Victor Guilbert m’a d’abord emmenée à “Douve” pour de sinistres vacances dans un trou aussi dangereux que paumé avant de m’entraîner dans une éprouvante enquête au cœur de la “Terra Nullius“… Qui aurait cru qu’il allait ensuite m’inviter dans les coulisses d’un théâtre français au cœur de la Ville qui ne dort jamais ?
En froid avec sa bille, notre fumeur de chocolat a quitté la police pour le houblon mais se retrouve tout de même embrigadé par Grosset – non pas le Commissaire mais son cousin le Colonel – afin de retrouver un mystérieux objet qu’un excentrique espion de la DGSE a pris soin de dissimuler dans la réserve du Edmond Theater où il a été assassiné. C’est dans ce contexte qu’on débarque dans un New York plus nébuleux que jamais… Avec Mathilde : Car Mathilde est revenue (Elle n’est pas de moi mais de l’auteur lui-même !).

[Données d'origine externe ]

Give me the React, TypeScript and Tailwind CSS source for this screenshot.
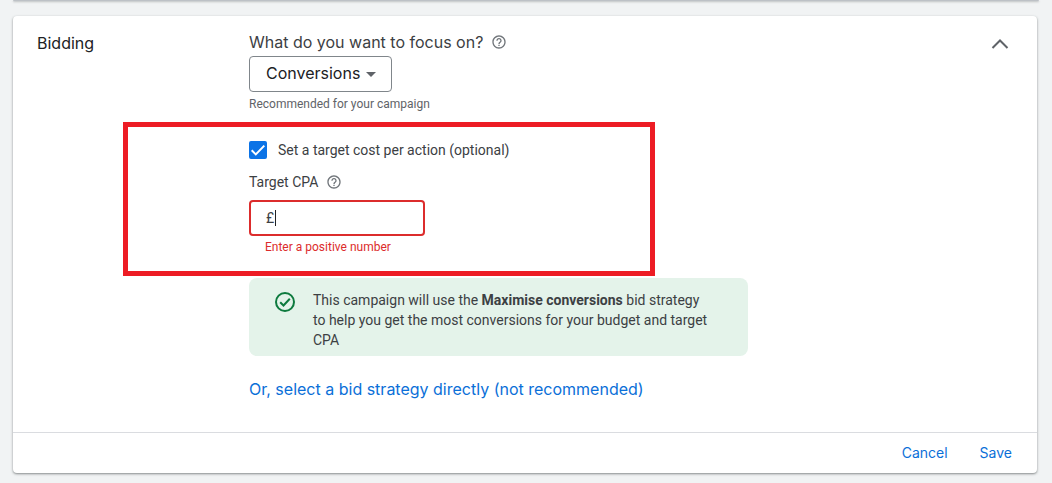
import { useState } from 'react';

function HelpIcon() {
  return (
    <svg className="h-4 w-4 shrink-0 text-[#70757a]" viewBox="0 0 24 24" fill="currentColor" aria-hidden="true">
      <path d="M11 18h2v-2h-2v2zm1-16C6.48 2 2 6.48 2 12s4.48 10 10 10 10-4.48 10-10S17.52 2 12 2zm0 18c-4.41 0-8-3.59-8-8s3.59-8 8-8 8 3.59 8 8-3.59 8-8 8zm0-14c-2.21 0-4 1.79-4 4h2c0-1.1.9-2 2-2s2 .9 2 2c0 2-3 1.75-3 5h2c0-2.25 3-2.5 3-5 0-2.21-1.79-4-4-4z" />
    </svg>
  );
}

export default function App() {
  const [focus, setFocus] = useState('Conversions');
  const [useTarget, setUseTarget] = useState(true);
  const [target, setTarget] = useState('');

  return (
    <main className="min-h-screen bg-[#f1f3f4] px-[13px] pb-[10px] font-['Roboto',sans-serif] text-sm leading-5 text-[#3c4043]">
      <div className="h-px rounded-b bg-[#bdc1c6] shadow-[0_1px_2px_rgba(60,64,67,0.4)]" />

      <section
        className="mr-[2px] mt-[15px] rounded bg-white shadow-[0_1px_2px_rgba(60,64,67,0.4),0_1px_3px_rgba(60,64,67,0.25)]"
        aria-labelledby="bidding-title"
      >
        <div className="flex items-start px-6 pb-[33px] pt-4">
          <h2 id="bidding-title" className="w-[212px] shrink-0 pt-px font-['Inter',sans-serif] text-base leading-5 text-[#202124]">
            Bidding
          </h2>

          <div className="min-w-0 flex-1">
            <div className="flex items-center gap-2">
              <label htmlFor="focus" className="font-['Inter',sans-serif] text-base leading-5">
                What do you want to focus on?
              </label>
              <HelpIcon />
            </div>

            <div className="relative mt-1 w-fit">
              <select
                id="focus"
                className="block h-9 w-[143px] appearance-none rounded border border-[#80868b] bg-white pb-[2px] pl-4 font-['Inter',sans-serif] text-base leading-5 text-[#202124]"
                value={focus}
                onChange={(event) => setFocus(event.target.value)}
              >
                <option>Conversions</option>
                <option>Clicks</option>
              </select>
              <svg className="pointer-events-none absolute right-4 top-4 h-[5px] w-[10px] text-[#5f6368]" viewBox="0 0 10 5" fill="currentColor" aria-hidden="true">
                <path d="M0 0h10L5 5z" />
              </svg>
            </div>
            <p className="mt-1 text-xs leading-4 text-[#5f6368]">Recommended for your campaign</p>

            <div className="relative mt-[10px] pb-[21px] pt-[18px]">
              <div className="pointer-events-none absolute inset-y-0 -left-[126px] w-[532px] border-[5px] border-[#ed1c24]" />
              <div className="flex items-center gap-[11px]">
                <span className="relative h-[18px] w-[18px]">
                  <input
                    id="use-target"
                    type="checkbox"
                    className="block h-[18px] w-[18px] appearance-none rounded-[2px] border-2 border-[#5f6368] checked:border-[#0b73e6] checked:bg-[#0b73e6]"
                    checked={useTarget}
                    onChange={(event) => setUseTarget(event.target.checked)}
                  />
                  {useTarget ? (
                    <svg className="pointer-events-none absolute inset-0 h-full w-full" viewBox="0 0 18 18" fill="none" stroke="#fff" strokeWidth="2" aria-hidden="true">
                      <path d="M2.7 9.3 6.8 13.4 15.3 4.6" />
                    </svg>
                  ) : null}
                </span>
                <label htmlFor="use-target">Set a target cost per action (optional)</label>
              </div>

              <div className="mt-3 flex items-center gap-2">
                <label htmlFor="target-cpa">Target CPA</label>
                <HelpIcon />
              </div>
              <div className="mt-2 flex h-9 w-44 items-center rounded border-2 border-[#dc2c2c] px-[15px]">
                <span>£</span>
                {target === '' ? <span className="ml-px h-4 w-px bg-[#202124]" /> : null}
                <input
                  id="target-cpa"
                  type="text"
                  inputMode="decimal"
                  className="min-w-0 flex-1 bg-transparent outline-none"
                  value={target}
                  onChange={(event) => setTarget(event.target.value)}
                  aria-invalid="true"
                  aria-describedby="target-cpa-error"
                />
              </div>
              <p id="target-cpa-error" className="mt-[3px] pl-4 text-xs leading-4 text-[#dc2c2c]">
                Enter a positive number
              </p>
            </div>

            <div className="mt-[2px] flex max-w-[499px] items-start gap-4 rounded-lg bg-[#e4f3ea] pb-[6px] pl-6 pr-9 pt-3">
              <svg className="h-6 w-6 shrink-0 text-[#0d7a3e]" viewBox="0 0 24 24" fill="none" stroke="currentColor" strokeWidth="2" aria-hidden="true">
                <circle cx="12" cy="12" r="9" />
                <path d="m7.2 12.2 3.3 3.3 6.3-6.7" />
              </svg>
              <p>
                This campaign will use the <b>Maximise conversions</b> bid strategy to help you get the most conversions for your budget and target CPA
              </p>
            </div>

            <a href="#strategy" className="mt-[23px] block w-fit font-['Inter',sans-serif] text-base leading-5 text-[#0b6fd8]">
              Or, select a bid strategy directly (not recommended)
            </a>
          </div>

          <button type="button" className="mr-px" aria-label="Collapse bidding">
            <svg className="h-6 w-6 text-[#5f6368]" viewBox="0 0 24 24" fill="none" stroke="currentColor" strokeWidth="2" aria-hidden="true">
              <path d="m4.5 16 7.5-7.5 7.5 7.5" />
            </svg>
          </button>
        </div>

        <div className="flex h-[41px] items-center justify-end gap-8 border-t border-[#dadce0] px-[25px] font-['Inter',sans-serif] text-sm text-[#0b6fd8]">
          <button type="button">Cancel</button>
          <button type="button">Save</button>
        </div>
      </section>
    </main>
  );
}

Dès lors Victor Guilbert déroule une intrigue plus fantasque et ahurissante que jamais mais pourtant bien ficelée, à laquelle on accroche sans délai sans se préoccuper de sa vraisemblance, jusqu’à un dénouement dont seul l’auteur a le secret.

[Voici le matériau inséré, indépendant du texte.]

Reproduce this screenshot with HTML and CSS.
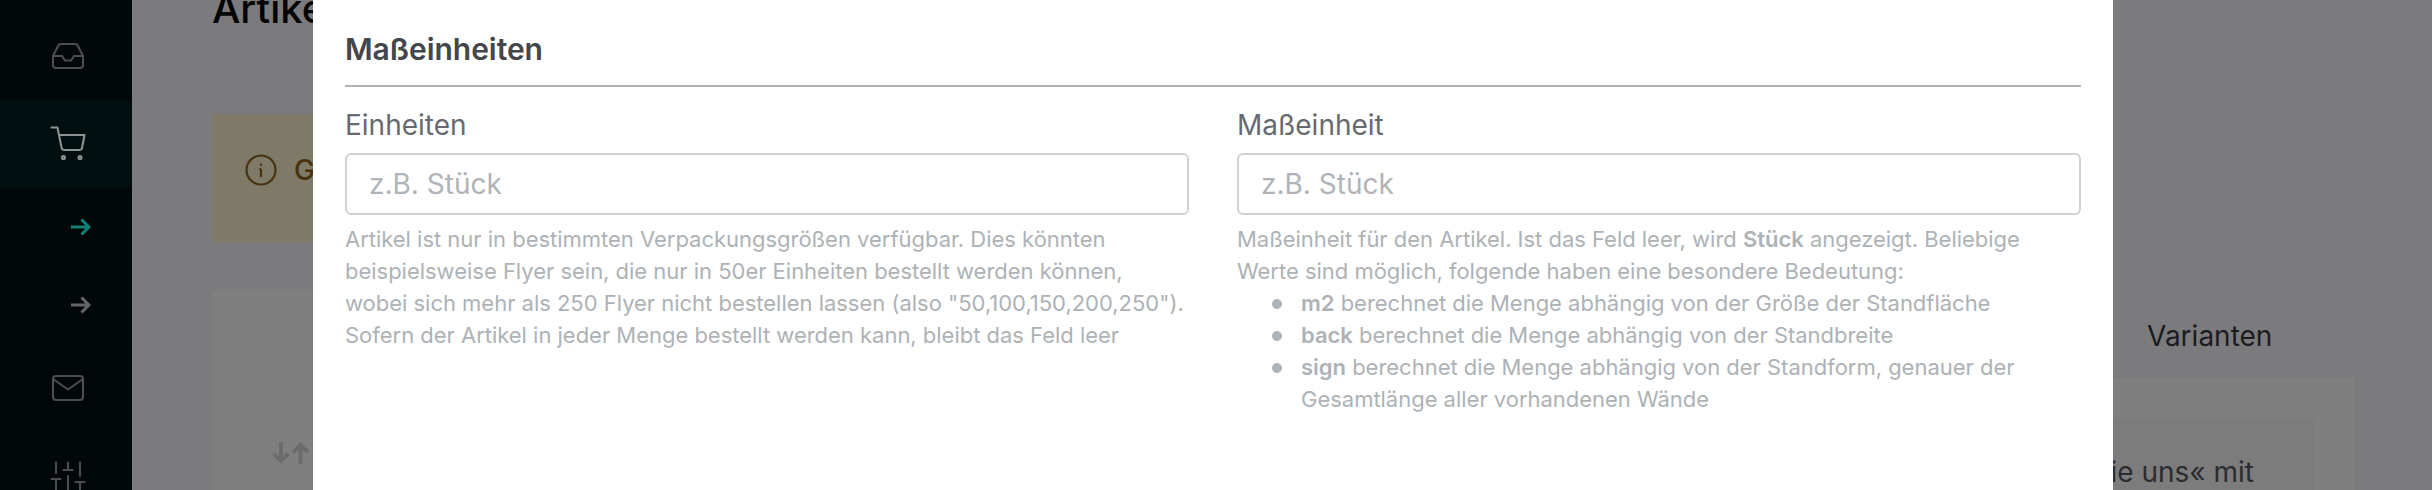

Plus que l’intrigue, c’est l’atmosphère qui nous emporte : Car le brouillard cerne autant la ville que notre personnage, le voilà donc aussi perdu en lui-même que dans cette ville tentaculaire presque réduite aux coulisses d’un théâtre qui recèle plus d’un mystère.
Des coulisses dans lesquelles on côtoie nombre de protagonistes singuliers voire loufoques, de l’éclairagiste aveugle au perroquet alcoolique. Entre éléments culturels et services secrets, Victor Guilbert n’en oublie pas de soigner son suspense autant que sa narration. Teintée d’humour et d’émotions, elle s’adapte parfaitement à l’univers surréaliste que l’auteur nous propose, lui qui trouve toujours le bon mot, même quand Hugo ne les a plus.
En bref… Plus que jamais, Victor Guilbert et Hugo Boloren me font penser à Sherlock Holmes qui s’installe chez Fred Vargas après avoir assisté à une représentation au Majestic Murder : Voilà qui nous offre un thriller touchant et prenant, absolument atypique… Mais surtout un beau moment de lecture.